Monique Barbut, Chief Executive Officer and Chairperson of the Global Environment Facility, said: “This workshop is part of a critically important effort to change our understanding of the relationship between cities and the natural environment in the Mediterranean. In this region, we need to have a green‑economy perspective; sustainability models will have to be tailored across the spectrum of tourism revenue, fisheries and agriculture, biodiversity and ecosystem services. There is probably no other region where these links are stronger than in the Mediterranean.”
Ahmed Djoghlaf, CBD Executive Secretary, said: “This is the sixteenth workshop convened under the Japan Biodiversity Fund but the first one to bring together the representatives of the government and the local authorities of the Mediterranean region as whole for the implementation of the Aichi Biodiversity Targets at national and local levels. It is time for all levels of government to work together to translate the Nagoya biodiversity compact at local, regional and national level based on the ecosystem approach to meet the unprecedented challenges of development and urban expansion.”
Over three days, the regional workshop assisted Mediterranean Parties in reviewing their national biodiversity strategies and action plans and fostering cooperation at the regional level in line with the Strategic Plan for Biodiversity 2011-2020 and the Aichi Biodiversity Targets; encouraged the identification of national and regional targets and identified challenges facing biodiversity and its management in the Mediterranean region; promoted local biodiversity strategies and action plans (LBSAPs) and defined the elements and plan for a Mediterranean network of cities engaged in biodiversity management; and, established links and opportunities for collaboration, active learning and person‑to‑person exchanges between those responsible for implementing and revising strategies and action plans.
Montpellier, the host of the workshop, is a city firmly invested and actively engaged in implementing the Convention and supporting biodiversity-related activities.
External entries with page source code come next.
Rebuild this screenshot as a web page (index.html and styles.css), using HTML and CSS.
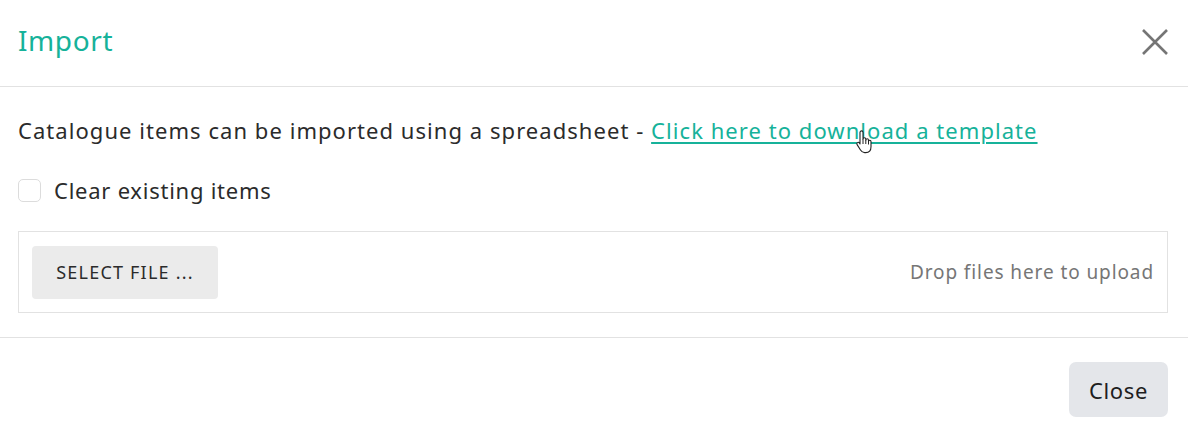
FILE: index.html
```html
<!DOCTYPE html>
<html lang="en">
<head>
	<meta charset="UTF-8">
	<title>Import</title>
	<link rel="stylesheet" href="styles.css">
</head>
<body>

<div class="dialog">
	<div class="dialogHeader">
		<h1 class="dialogTitle">Import</h1>
		<button class="closeX" aria-label="Close">
			<svg width="26" height="26" viewBox="0 0 26 26"><path d="M1 1L25 25M25 1L1 25" stroke="#757575" stroke-width="2.6" fill="none"/></svg>
		</button>
	</div>

	<div class="dialogBody">
		<p class="intro">Catalogue items can be imported using a spreadsheet - <a href="#" class="link">Click here to download a template</a><span class="cursor"><svg width="18" height="24" viewBox="0 0 18 24"><path d="M5 2.5c0-1 .7-1.6 1.5-1.6S8 1.5 8 2.5V9c.2-.9.8-1.3 1.5-1.3s1.3.5 1.3 1.4V10c.2-.8.8-1.2 1.4-1.2.7 0 1.3.5 1.3 1.4v1c.2-.7.7-1 1.3-1 .7 0 1.2.5 1.2 1.4v5.2c0 3.4-2 5.8-5.3 5.8H9.6c-2 0-3.1-1-4.1-2.6L2.1 14.6c-.5-.8-.3-1.6.3-2 .7-.5 1.5-.3 2.1.5L5 14z" fill="#fff" stroke="#222" stroke-width="1.1" stroke-linejoin="round"/><path d="M8 9v5M10.8 10v4M13.5 11v3.5" stroke="#222" stroke-width="1" fill="none"/></svg></span></p>

		<label class="check">
			<span class="checkBox"></span>
			<span>Clear existing items</span>
		</label>

		<div class="upload">
			<button class="selectFile">SELECT FILE ...</button>
			<span class="dropHint">Drop files here to upload</span>
		</div>
	</div>

	<div class="dialogFooter">
		<button class="closeButton">Close</button>
	</div>
</div>

</body>
</html>
```

FILE: styles.css
```css
body {
	margin: 0;
	font-family: "Noto Sans", sans-serif;
	color: #2b2b2b;
	background: #fff;
}

.dialog {
	width: 1188px;
}

.dialogHeader {
	display: flex;
	align-items: center;
	justify-content: space-between;
	height: 80px;
	padding: 0 20px 6px 18px;
	border-bottom: 1px solid #e2e2e2;
}

.dialogTitle {
	margin: 0;
	font-size: 28px;
	font-weight: 400;
	letter-spacing: 0.6px;
	color: #16b29a;
}

.closeX {
	border: 0;
	background: none;
	padding: 0;
	width: 26px;
	height: 26px;
	margin-top: 4px;
}

.dialogBody {
	padding: 0 20px 24px 18px;
	border-bottom: 1px solid #e2e2e2;
}

.intro {
	margin: 0;
	padding-top: 28px;
	height: 57px;
	line-height: 30px;
	font-size: 22px;
	letter-spacing: 1.05px;
	white-space: nowrap;
	position: relative;
}

.link {
	color: #16b29a;
	text-decoration-thickness: 1.5px;
	text-underline-offset: 3px;
}

.cursor {
	position: absolute;
	left: 837px;
	top: 43px;
}

.check {
	display: flex;
	align-items: center;
	gap: 13px;
	height: 28px;
	font-size: 22px;
	letter-spacing: 0.75px;
	margin-top: 4px;
}

.checkBox {
	width: 21px;
	height: 21px;
	border: 1px solid #dcdcdc;
	border-radius: 5px;
}

.upload {
	display: flex;
	align-items: center;
	justify-content: space-between;
	margin-top: 27px;
	height: 80px;
	padding: 0 13px 0 13px;
	border: 1px solid #e2e2e2;
}

.selectFile {
	width: 186px;
	height: 53px;
	padding: 0;
	border: 0;
	border-radius: 4px;
	background: #ebebeb;
	font-family: "Noto Sans", sans-serif;
	font-size: 18px;
	letter-spacing: 1.2px;
	color: #2b2b2b;
}

.dropHint {
	font-size: 19px;
	letter-spacing: 0.9px;
	color: #767676;
}

.dialogFooter {
	display: flex;
	justify-content: flex-end;
	padding: 24px 20px 0 18px;
}

.closeButton {
	width: 99px;
	height: 55px;
	border: 0;
	border-radius: 7px;
	background: #e4e6ea;
	font-family: "Noto Sans", sans-serif;
	font-size: 22px;
	letter-spacing: 0.6px;
	color: #1e1e1e;
}
```
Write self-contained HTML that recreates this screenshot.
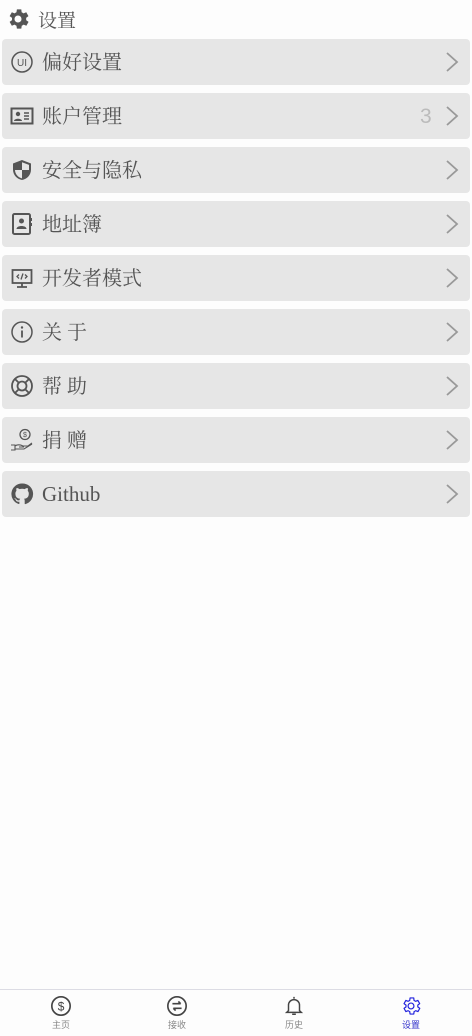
<!DOCTYPE html>
<html><head><meta charset="utf-8"><style>
*{margin:0;padding:0;box-sizing:border-box}
body{width:472px;height:1036px;background:#fdfdfd;position:relative;overflow:hidden;font-family:"Liberation Serif","Noto Serif CJK SC",serif;color:#555}
.hdr{position:absolute;left:7px;top:7px;height:24px;display:flex;align-items:center;font-size:19px;color:#555}
.hdr svg{margin-right:9px}
.row{position:absolute;left:2px;width:468px;height:46px;background:#e6e6e6;border-radius:4px}
.row .ic{position:absolute;left:8px;top:11px;width:24px;height:24px}
.row .t{position:absolute;left:40px;top:11px;font-size:20px;line-height:26px;color:#555}
.row .ch{position:absolute;left:443px;top:13px}
.row .n{position:absolute;left:418px;top:12px;font-size:21px;color:#bbb;font-family:"Liberation Sans",sans-serif}
.bar{position:absolute;left:0;top:989px;width:472px;height:47px;border-top:1px solid #dcdce4}
.tab{position:absolute;top:5px;width:60px;margin-left:-30px;text-align:center;font-family:"Liberation Sans","Noto Sans CJK SC",sans-serif;font-size:9px;color:#888}
.tab svg{display:block;margin:0 auto 1px}
</style></head><body>
<div class="hdr"><svg width="22" height="22" viewBox="2 2 20 20"><path fill="#555" d="M19.4 13a7.5 7.5 0 000-2l2.1-1.6-2-3.5-2.5 1a7.4 7.4 0 00-1.7-1L15 3.2h-4l-.4 2.7a7.4 7.4 0 00-1.7 1l-2.5-1-2 3.5L6.6 11a7.5 7.5 0 000 2l-2.2 1.6 2 3.5 2.5-1a7.4 7.4 0 001.7 1l.4 2.7h4l.4-2.7a7.4 7.4 0 001.7-1l2.5 1 2-3.5zM12 15.2a3.2 3.2 0 110-6.4 3.2 3.2 0 010 6.4z"/></svg>设置</div>

<div class="row" style="top:39px"><svg class="ic" viewBox="0 0 24 24"><circle cx="12" cy="12" r="10" fill="none" stroke="#555" stroke-width="1.5"/><text x="12" y="16" font-size="10" text-anchor="middle" fill="#555" font-family="Liberation Sans">UI</text></svg><span class="t">偏好设置</span><svg class="ch" width="14" height="20" viewBox="0 0 14 20"><path d="M2 1l10 9-10 9" fill="none" stroke="#999" stroke-width="1.8"/></svg></div>

<div class="row" style="top:93px"><svg class="ic" viewBox="0 0 24 24"><rect x="1.5" y="4.5" width="21" height="15" fill="none" stroke="#555" stroke-width="2"/><circle cx="8" cy="10" r="2.2" fill="#555"/><path d="M4 17c0-3 8-3 8 0z" fill="#555"/><path d="M14 9h5M14 12h5M14 15h5" stroke="#555" stroke-width="1.5"/></svg><span class="t">账户管理</span><span class="n">3</span><svg class="ch" width="14" height="20" viewBox="0 0 14 20"><path d="M2 1l10 9-10 9" fill="none" stroke="#999" stroke-width="1.8"/></svg></div>

<div class="row" style="top:147px"><svg class="ic" viewBox="0 0 24 24"><defs><clipPath id="sh"><path d="M12 4.2l7 2.7v4.9c0 4.3-3 7.6-7 8.6-4-1-7-4.3-7-8.6V6.9z"/></clipPath></defs><path d="M12 2l9 3.5v6c0 5.5-4 9.5-9 10.5-5-1-9-5-9-10.5v-6z" fill="#555"/><g clip-path="url(#sh)" fill="#e6e6e6"><rect x="12" y="0" width="10" height="12"/><rect x="2" y="12" width="10" height="12"/></g></svg><span class="t">安全与隐私</span><svg class="ch" width="14" height="20" viewBox="0 0 14 20"><path d="M2 1l10 9-10 9" fill="none" stroke="#999" stroke-width="1.8"/></svg></div>

<div class="row" style="top:201px"><svg class="ic" viewBox="0 0 24 24"><rect x="3" y="2" width="17" height="20" rx="1.5" fill="none" stroke="#555" stroke-width="2"/><circle cx="11.5" cy="9" r="2.5" fill="#555"/><path d="M6.5 17c0-4 10-4 10 0z" fill="#555"/><path d="M21 6v3M21 11v3" stroke="#555" stroke-width="2"/></svg><span class="t">地址簿</span><svg class="ch" width="14" height="20" viewBox="0 0 14 20"><path d="M2 1l10 9-10 9" fill="none" stroke="#999" stroke-width="1.8"/></svg></div>

<div class="row" style="top:255px"><svg class="ic" viewBox="0 0 24 24"><rect x="2.5" y="4" width="19" height="13" fill="none" stroke="#555" stroke-width="1.8"/><path d="M7 21h10M12 17v4" stroke="#555" stroke-width="1.8"/><path d="M9 8.5l-2 2 2 2M15 8.5l2 2-2 2M13 7.5l-2 6" fill="none" stroke="#555" stroke-width="1.3"/></svg><span class="t">开发者模式</span><svg class="ch" width="14" height="20" viewBox="0 0 14 20"><path d="M2 1l10 9-10 9" fill="none" stroke="#999" stroke-width="1.8"/></svg></div>

<div class="row" style="top:309px"><svg class="ic" viewBox="0 0 24 24"><circle cx="12" cy="12" r="10" fill="none" stroke="#555" stroke-width="1.5"/><circle cx="12" cy="7.5" r="1.2" fill="#555"/><path d="M12 10.5v7" stroke="#555" stroke-width="1.8"/></svg><span class="t">关 于</span><svg class="ch" width="14" height="20" viewBox="0 0 14 20"><path d="M2 1l10 9-10 9" fill="none" stroke="#999" stroke-width="1.8"/></svg></div>

<div class="row" style="top:363px"><svg class="ic" viewBox="0 0 24 24"><circle cx="12" cy="12" r="10" fill="none" stroke="#555" stroke-width="1.8"/><circle cx="12" cy="12" r="4.5" fill="none" stroke="#555" stroke-width="1.8"/><path d="M5 5l3.8 3.8M19 5l-3.8 3.8M5 19l3.8-3.8M19 19l-3.8-3.8" stroke="#555" stroke-width="1.8"/></svg><span class="t">帮 助</span><svg class="ch" width="14" height="20" viewBox="0 0 14 20"><path d="M2 1l10 9-10 9" fill="none" stroke="#999" stroke-width="1.8"/></svg></div>

<div class="row" style="top:417px"><svg class="ic" viewBox="0 0 24 24"><circle cx="15" cy="6.5" r="5" fill="none" stroke="#555" stroke-width="1.3"/><text x="15" y="9" font-size="7" text-anchor="middle" fill="#555" font-family="Liberation Sans">$</text><path d="M1 17h4v5H1M5 18c3-2 6-1 8 0h5l4-3M5 21h9l8-5M9 19h5" fill="none" stroke="#555" stroke-width="1.1"/></svg><span class="t">捐 赠</span><svg class="ch" width="14" height="20" viewBox="0 0 14 20"><path d="M2 1l10 9-10 9" fill="none" stroke="#999" stroke-width="1.8"/></svg></div>

<div class="row" style="top:471px"><svg class="ic" viewBox="0 0 24 24"><path fill="#555" d="M12 1.5a10.5 10.5 0 00-3.3 20.5c.5.1.7-.2.7-.5v-1.9c-2.9.6-3.5-1.3-3.5-1.3-.5-1.2-1.2-1.5-1.2-1.5-1-.7.1-.6.1-.6 1 .1 1.6 1.1 1.6 1.1.9 1.6 2.5 1.1 3.1.9.1-.7.4-1.1.7-1.4-2.300-.3-4.8-1.2-4.8-5.2 0-1.1.4-2.1 1.1-2.8-.1-.3-.5-1.3.1-2.8 0 0 .9-.3 2.9 1.1a10 10 0 015.2 0c2-1.4 2.9-1.1 2.9-1.1.6 1.5.2 2.5.1 2.8.7.7 1.1 1.7 1.1 2.8 0 4-2.5 4.9-4.8 5.2.4.3.7 1 .7 1.9v2.9c0 .3.2.6.7.5A10.5 10.5 0 0012 1.5z"/></svg><span class="t" style="font-family:'Liberation Serif',serif;top:10px;font-size:21px">Github</span><svg class="ch" width="14" height="20" viewBox="0 0 14 20"><path d="M2 1l10 9-10 9" fill="none" stroke="#999" stroke-width="1.8"/></svg></div>

<div class="bar">
<div class="tab" style="left:61px"><svg width="22" height="22" viewBox="0 0 24 24"><circle cx="12" cy="12" r="10" fill="none" stroke="#444" stroke-width="1.8"/><text x="12" y="17" font-size="13" text-anchor="middle" fill="#444" font-family="Liberation Sans">$</text></svg>主页</div>
<div class="tab" style="left:177px"><svg width="22" height="22" viewBox="0 0 24 24"><circle cx="12" cy="12" r="10" fill="none" stroke="#444" stroke-width="1.8"/><path d="M7 9.5h9M13.5 7l2.5 2.5M17 14.5H8M10.5 17L8 14.5" fill="none" stroke="#444" stroke-width="1.8"/></svg>接收</div>
<div class="tab" style="left:294px"><svg width="22" height="22" viewBox="0 0 24 24"><path d="M12 2v2M6 17V11a6 6 0 0112 0v6l2 2H4zM10 21h4" fill="none" stroke="#444" stroke-width="1.6"/></svg>历史</div>
<div class="tab" style="left:411px;color:#3333cc"><svg width="22" height="22" viewBox="0 0 24 24"><path d="M19.4 13a7.5 7.5 0 000-2l2.1-1.6-2-3.5-2.5 1a7.4 7.4 0 00-1.7-1L15 3.2h-4l-.4 2.7a7.4 7.4 0 00-1.7 1l-2.5-1-2 3.5L6.6 11a7.5 7.5 0 000 2l-2.2 1.6 2 3.5 2.5-1a7.4 7.4 0 001.7 1l.4 2.7h4l.4-2.7a7.4 7.4 0 001.7-1l2.5 1 2-3.5z" fill="none" stroke="#2222dd" stroke-width="1.3" stroke-linejoin="round"/><circle cx="12" cy="12" r="3.2" fill="none" stroke="#2222dd" stroke-width="1.3"/></svg>设置</div>
</div>
</body></html>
In recognition for its involvement at the local, regional and international levels the city in 2011 received two prestigious honours, “French Capital of Biodiversity 2011”, from Natureparif, and “European Capital of Biodiversity”, awarded by the European Commission through the Life + programme. Montpellier is part of the CBD steering committee on the Cities and Biodiversity Initiative, along with the cities of Bonn, Montreal, Mexico City, Curitiba, Nagoya and Hyderabad.
Over the last five years, the efforts of the Convention’s initiative on cities and biodiversity have led to historic breakthroughs for subnational and local authorities, such as the first City Biodiversity Summit, held in Nagoya, Japan, in October 2011 and featuring 650 municipal representatives, including 200 mayors. Participants, in collaboration with many Parties to the Convention and its partners. alerted the international community about the importance of local action for biodiversity, thus contributing to the adoption by the Conference of the Parties to the Convention on 29 October 2010 of decision X/22. This decision and its annex, the Plan of Action on subnational governments, cities and other local authorities for biodiversity, established a strategic partnership between policymakers, and municipal authorities.
The Governor of the State of Parana in Brazil will, in March in the City of Curitiba, host a meeting of subnational governments for the preparation of the Summit of Subnational Governments and Biodiversity to be held in Hyderabad, India, in parallel with the Second Summit on Cities and Biodiversity.